TASK INSTRUCTIONS: For the data below, work out how many lines contain the word "produces" and supply only that number.

Interface markup and scripts:
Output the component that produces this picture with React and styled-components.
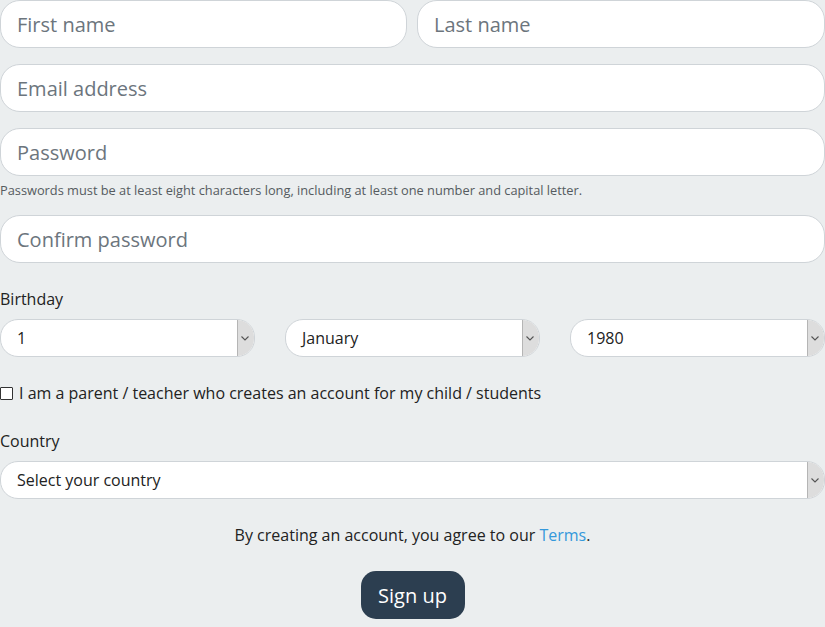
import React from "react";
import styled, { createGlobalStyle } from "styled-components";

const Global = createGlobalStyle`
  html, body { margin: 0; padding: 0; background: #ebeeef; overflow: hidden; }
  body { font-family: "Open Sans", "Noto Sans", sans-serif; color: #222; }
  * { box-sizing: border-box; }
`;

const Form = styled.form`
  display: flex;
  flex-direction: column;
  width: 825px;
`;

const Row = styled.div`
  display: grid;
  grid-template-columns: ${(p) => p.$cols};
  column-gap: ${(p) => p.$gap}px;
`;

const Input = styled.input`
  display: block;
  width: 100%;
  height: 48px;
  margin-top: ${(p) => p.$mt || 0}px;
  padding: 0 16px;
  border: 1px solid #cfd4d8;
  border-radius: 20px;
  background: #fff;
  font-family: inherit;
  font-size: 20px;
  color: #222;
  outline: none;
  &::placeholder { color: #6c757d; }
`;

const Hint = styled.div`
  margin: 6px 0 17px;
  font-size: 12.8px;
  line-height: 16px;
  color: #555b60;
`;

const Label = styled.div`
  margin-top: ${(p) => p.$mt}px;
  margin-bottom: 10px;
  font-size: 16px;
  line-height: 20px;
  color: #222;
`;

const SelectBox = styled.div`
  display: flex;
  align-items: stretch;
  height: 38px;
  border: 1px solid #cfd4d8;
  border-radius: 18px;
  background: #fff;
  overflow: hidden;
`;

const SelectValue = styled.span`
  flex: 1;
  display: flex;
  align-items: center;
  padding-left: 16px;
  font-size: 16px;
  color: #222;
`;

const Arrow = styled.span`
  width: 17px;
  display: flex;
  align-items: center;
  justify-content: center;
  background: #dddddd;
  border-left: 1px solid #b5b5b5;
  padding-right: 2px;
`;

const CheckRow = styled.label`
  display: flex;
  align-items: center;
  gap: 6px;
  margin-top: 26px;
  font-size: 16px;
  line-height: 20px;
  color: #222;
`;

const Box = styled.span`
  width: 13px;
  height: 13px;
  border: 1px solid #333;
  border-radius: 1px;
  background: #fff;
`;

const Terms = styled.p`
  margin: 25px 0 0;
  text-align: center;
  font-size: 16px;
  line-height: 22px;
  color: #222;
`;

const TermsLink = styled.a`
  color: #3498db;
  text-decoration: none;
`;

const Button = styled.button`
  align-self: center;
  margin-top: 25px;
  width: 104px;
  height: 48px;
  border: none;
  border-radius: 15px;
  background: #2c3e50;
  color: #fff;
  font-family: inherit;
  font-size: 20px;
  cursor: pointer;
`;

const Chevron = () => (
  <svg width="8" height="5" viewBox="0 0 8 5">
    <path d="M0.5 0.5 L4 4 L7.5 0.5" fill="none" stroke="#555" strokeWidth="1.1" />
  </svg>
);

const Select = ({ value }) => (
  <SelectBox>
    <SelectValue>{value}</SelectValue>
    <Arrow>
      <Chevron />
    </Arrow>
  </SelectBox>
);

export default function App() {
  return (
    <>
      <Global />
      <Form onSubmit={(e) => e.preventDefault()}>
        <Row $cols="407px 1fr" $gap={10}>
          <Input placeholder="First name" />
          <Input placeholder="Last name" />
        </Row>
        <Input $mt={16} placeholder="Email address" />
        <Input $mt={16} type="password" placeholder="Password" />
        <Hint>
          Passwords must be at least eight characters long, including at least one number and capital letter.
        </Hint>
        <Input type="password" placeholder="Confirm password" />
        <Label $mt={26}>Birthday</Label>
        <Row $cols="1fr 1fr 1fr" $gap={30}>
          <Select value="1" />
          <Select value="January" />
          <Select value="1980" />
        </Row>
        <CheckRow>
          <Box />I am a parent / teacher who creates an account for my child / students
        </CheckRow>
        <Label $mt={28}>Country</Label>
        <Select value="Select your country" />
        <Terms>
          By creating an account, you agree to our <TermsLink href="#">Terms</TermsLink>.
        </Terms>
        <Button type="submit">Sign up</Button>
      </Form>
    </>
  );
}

--

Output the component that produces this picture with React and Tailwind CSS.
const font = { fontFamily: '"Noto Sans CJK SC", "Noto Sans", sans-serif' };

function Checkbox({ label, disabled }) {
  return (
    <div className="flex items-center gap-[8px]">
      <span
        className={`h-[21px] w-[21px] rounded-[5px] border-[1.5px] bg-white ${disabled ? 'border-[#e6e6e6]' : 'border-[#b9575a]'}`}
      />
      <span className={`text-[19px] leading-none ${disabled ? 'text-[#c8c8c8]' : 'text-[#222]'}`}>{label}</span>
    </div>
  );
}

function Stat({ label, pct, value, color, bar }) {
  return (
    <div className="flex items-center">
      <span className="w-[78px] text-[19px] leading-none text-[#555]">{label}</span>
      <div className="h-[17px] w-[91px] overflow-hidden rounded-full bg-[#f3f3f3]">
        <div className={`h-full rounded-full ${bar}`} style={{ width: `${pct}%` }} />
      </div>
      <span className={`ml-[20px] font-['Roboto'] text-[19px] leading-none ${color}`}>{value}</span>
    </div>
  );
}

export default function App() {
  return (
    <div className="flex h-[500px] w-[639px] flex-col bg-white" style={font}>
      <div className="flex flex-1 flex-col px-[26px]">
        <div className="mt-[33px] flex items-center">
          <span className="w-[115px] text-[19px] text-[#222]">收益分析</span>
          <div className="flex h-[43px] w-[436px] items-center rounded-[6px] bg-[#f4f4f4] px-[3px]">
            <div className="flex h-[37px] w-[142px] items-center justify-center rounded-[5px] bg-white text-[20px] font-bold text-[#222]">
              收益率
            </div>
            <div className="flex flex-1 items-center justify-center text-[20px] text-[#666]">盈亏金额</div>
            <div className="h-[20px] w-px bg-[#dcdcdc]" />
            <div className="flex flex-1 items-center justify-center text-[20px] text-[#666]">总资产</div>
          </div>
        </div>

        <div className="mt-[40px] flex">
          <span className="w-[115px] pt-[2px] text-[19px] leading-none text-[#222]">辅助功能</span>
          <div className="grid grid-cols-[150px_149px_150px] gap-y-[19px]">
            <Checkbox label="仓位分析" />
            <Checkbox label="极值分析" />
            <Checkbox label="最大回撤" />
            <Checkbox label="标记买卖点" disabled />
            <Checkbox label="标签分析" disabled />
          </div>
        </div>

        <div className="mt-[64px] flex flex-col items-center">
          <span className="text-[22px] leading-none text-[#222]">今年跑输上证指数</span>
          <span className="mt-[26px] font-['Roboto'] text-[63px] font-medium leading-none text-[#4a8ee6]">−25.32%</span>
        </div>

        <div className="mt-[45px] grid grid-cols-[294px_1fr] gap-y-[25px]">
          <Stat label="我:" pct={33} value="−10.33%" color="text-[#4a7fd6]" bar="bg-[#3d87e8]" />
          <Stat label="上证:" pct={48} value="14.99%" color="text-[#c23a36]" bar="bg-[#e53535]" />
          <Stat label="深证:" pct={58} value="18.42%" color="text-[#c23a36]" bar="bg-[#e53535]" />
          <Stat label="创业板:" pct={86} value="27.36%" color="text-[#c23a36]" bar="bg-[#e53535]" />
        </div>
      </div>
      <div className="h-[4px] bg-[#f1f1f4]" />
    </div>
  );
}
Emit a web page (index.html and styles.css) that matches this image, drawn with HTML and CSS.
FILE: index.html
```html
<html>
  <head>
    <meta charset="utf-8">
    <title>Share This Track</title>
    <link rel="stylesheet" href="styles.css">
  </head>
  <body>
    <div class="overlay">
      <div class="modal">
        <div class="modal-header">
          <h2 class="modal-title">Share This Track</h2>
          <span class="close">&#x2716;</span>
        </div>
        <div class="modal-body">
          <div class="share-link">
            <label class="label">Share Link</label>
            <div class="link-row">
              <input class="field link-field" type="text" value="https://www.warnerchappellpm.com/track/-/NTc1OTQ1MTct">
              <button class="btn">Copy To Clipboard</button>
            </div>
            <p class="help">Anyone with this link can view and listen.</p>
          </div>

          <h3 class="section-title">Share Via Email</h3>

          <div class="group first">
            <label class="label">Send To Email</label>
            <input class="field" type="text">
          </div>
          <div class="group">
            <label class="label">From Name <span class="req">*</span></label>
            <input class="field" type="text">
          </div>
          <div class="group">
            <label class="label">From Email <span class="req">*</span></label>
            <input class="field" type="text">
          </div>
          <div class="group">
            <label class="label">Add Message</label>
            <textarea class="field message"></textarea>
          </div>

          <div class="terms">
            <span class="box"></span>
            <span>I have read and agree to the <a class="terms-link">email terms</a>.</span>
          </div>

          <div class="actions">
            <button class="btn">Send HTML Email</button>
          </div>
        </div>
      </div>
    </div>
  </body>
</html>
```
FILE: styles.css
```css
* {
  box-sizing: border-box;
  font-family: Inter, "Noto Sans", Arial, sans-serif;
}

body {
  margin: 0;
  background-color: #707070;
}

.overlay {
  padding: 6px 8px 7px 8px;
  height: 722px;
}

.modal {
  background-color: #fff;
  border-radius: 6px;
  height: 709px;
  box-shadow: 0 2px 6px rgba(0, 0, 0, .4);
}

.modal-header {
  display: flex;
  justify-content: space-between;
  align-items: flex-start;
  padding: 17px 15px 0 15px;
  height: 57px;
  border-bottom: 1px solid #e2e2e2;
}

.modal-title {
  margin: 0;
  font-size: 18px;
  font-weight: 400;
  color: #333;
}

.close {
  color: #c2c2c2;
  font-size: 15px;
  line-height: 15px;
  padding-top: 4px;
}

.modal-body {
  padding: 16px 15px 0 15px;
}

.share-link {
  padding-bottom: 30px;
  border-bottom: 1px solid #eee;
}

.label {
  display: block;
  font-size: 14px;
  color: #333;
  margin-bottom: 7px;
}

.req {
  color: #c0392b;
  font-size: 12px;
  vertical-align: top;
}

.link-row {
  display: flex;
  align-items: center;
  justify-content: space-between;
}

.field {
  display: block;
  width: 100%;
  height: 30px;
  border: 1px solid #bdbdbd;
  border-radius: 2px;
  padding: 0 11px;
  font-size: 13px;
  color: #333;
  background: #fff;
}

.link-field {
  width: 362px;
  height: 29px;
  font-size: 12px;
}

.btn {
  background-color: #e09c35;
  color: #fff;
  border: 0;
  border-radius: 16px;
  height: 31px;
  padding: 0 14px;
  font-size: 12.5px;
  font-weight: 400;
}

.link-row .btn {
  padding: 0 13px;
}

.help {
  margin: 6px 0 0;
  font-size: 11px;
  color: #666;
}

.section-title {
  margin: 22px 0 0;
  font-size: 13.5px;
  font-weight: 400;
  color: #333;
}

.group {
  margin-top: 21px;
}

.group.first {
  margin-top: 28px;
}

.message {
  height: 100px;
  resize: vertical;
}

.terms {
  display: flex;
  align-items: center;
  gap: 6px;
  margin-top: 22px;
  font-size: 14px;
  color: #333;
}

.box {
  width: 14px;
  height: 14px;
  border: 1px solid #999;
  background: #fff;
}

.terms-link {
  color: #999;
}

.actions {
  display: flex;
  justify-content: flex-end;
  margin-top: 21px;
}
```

...

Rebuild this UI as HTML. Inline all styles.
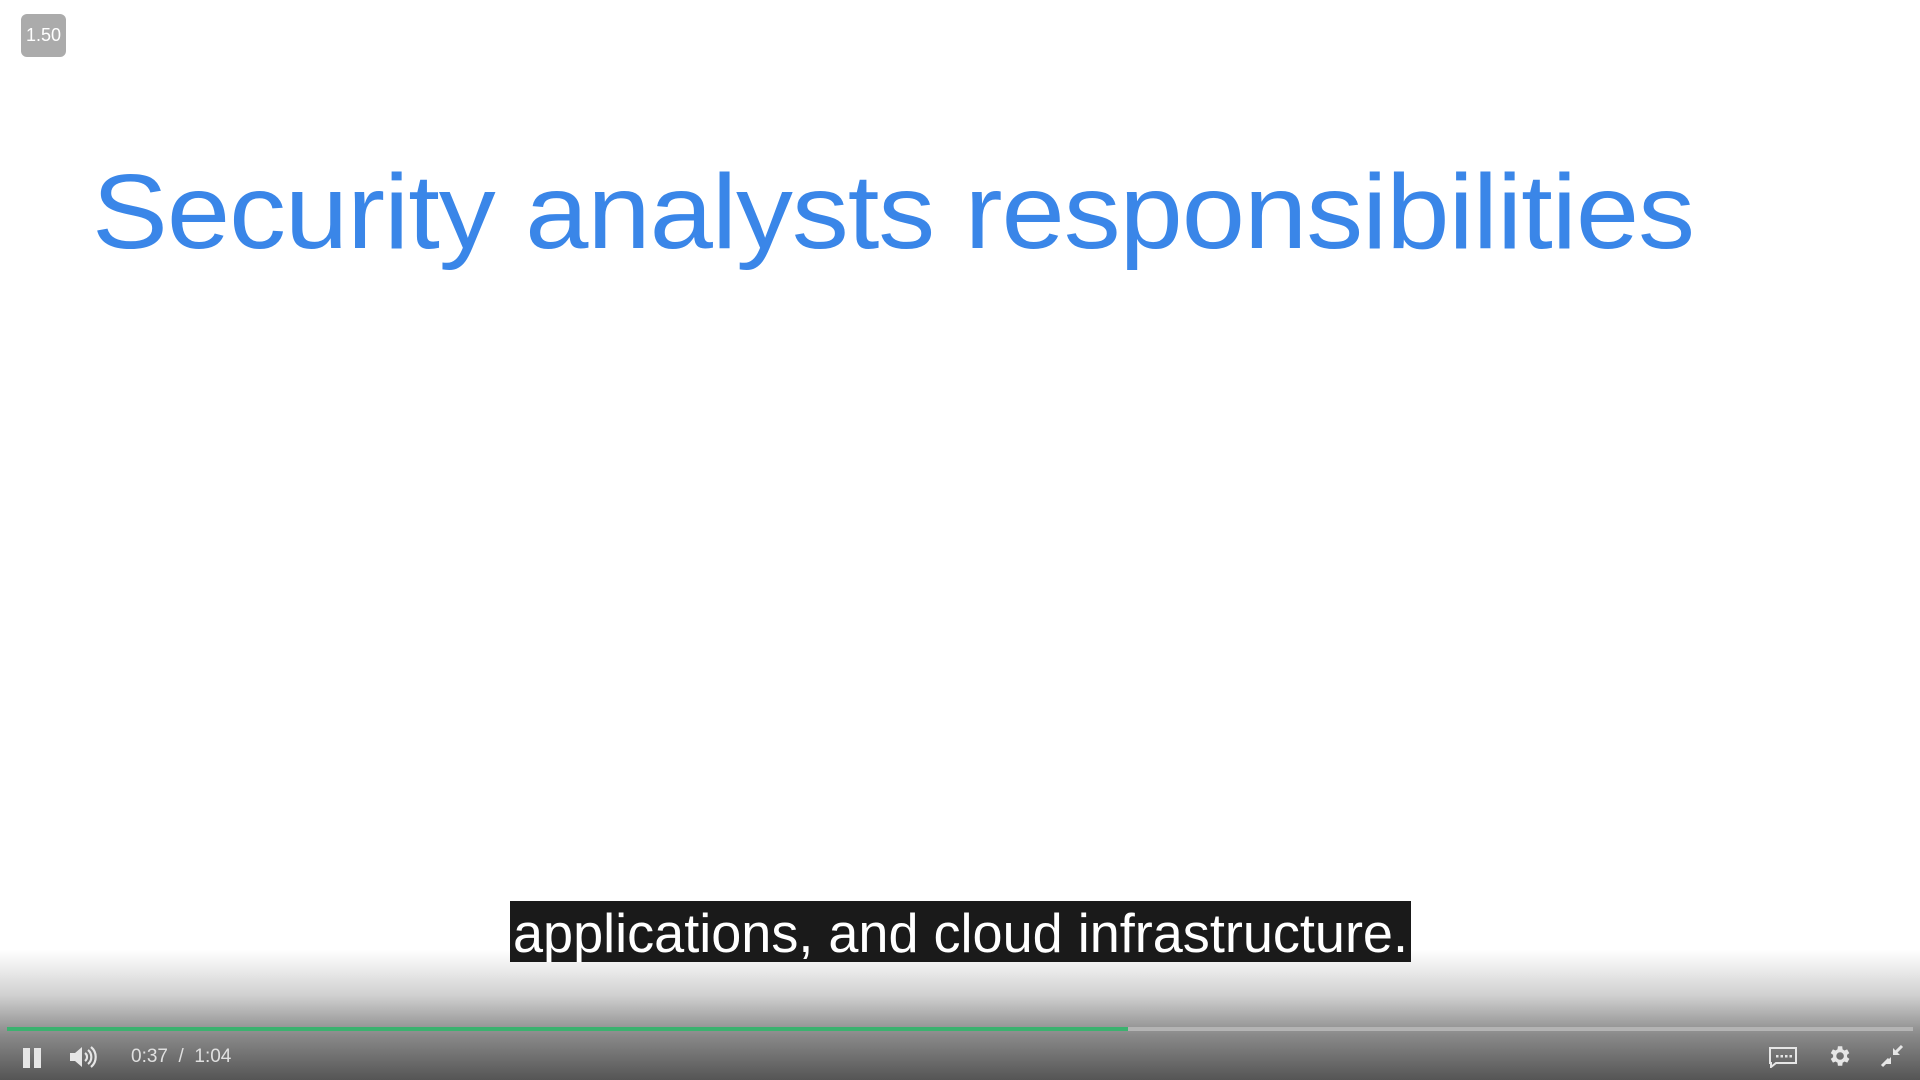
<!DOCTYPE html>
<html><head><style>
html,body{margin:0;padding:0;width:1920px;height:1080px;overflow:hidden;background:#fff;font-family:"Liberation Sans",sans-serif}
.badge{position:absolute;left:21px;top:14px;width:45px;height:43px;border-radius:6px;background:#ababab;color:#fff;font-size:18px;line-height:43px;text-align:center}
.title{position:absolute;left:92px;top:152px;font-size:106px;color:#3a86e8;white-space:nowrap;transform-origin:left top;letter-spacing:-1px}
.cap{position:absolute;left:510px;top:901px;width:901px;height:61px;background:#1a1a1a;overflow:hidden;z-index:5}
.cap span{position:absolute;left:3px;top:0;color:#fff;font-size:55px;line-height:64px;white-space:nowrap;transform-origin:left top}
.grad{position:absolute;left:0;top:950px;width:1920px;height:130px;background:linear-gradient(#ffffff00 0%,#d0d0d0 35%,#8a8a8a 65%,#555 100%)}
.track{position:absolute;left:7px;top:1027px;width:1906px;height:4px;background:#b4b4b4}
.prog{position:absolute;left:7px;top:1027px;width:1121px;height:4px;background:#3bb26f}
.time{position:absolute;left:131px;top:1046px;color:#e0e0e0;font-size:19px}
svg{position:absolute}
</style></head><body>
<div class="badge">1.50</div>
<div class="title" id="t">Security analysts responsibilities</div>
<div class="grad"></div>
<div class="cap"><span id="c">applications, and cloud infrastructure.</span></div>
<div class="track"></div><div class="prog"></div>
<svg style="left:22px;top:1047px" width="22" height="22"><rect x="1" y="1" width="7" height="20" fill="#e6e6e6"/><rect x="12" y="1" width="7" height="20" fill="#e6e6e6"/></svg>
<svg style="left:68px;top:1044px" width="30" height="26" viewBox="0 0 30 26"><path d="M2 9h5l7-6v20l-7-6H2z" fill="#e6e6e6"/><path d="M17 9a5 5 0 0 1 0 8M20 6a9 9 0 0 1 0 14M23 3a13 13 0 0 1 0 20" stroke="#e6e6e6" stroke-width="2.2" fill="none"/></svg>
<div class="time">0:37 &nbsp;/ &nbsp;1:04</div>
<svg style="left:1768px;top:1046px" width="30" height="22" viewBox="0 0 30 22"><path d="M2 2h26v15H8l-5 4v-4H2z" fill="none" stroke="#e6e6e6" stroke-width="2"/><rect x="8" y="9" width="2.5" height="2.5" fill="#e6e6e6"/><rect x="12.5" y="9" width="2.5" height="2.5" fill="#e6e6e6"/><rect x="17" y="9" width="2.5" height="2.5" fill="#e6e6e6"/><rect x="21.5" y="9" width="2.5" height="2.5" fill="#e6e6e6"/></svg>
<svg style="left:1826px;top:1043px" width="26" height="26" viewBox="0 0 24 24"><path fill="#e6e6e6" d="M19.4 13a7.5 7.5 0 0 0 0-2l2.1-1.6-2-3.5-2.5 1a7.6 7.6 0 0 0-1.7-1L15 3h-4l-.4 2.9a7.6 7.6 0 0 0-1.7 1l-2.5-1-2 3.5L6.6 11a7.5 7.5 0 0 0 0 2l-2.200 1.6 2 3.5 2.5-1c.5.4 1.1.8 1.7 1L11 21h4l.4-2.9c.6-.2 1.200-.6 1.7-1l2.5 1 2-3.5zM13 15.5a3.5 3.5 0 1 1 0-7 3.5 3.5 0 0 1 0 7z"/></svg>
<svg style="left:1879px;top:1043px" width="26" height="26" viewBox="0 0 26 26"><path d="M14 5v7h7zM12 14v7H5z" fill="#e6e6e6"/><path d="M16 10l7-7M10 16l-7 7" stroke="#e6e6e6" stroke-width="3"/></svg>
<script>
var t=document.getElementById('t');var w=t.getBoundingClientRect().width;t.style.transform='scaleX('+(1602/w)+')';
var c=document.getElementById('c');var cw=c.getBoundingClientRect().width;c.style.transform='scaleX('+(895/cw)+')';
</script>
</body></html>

SOLUTION TO THIS PROBLEM: 2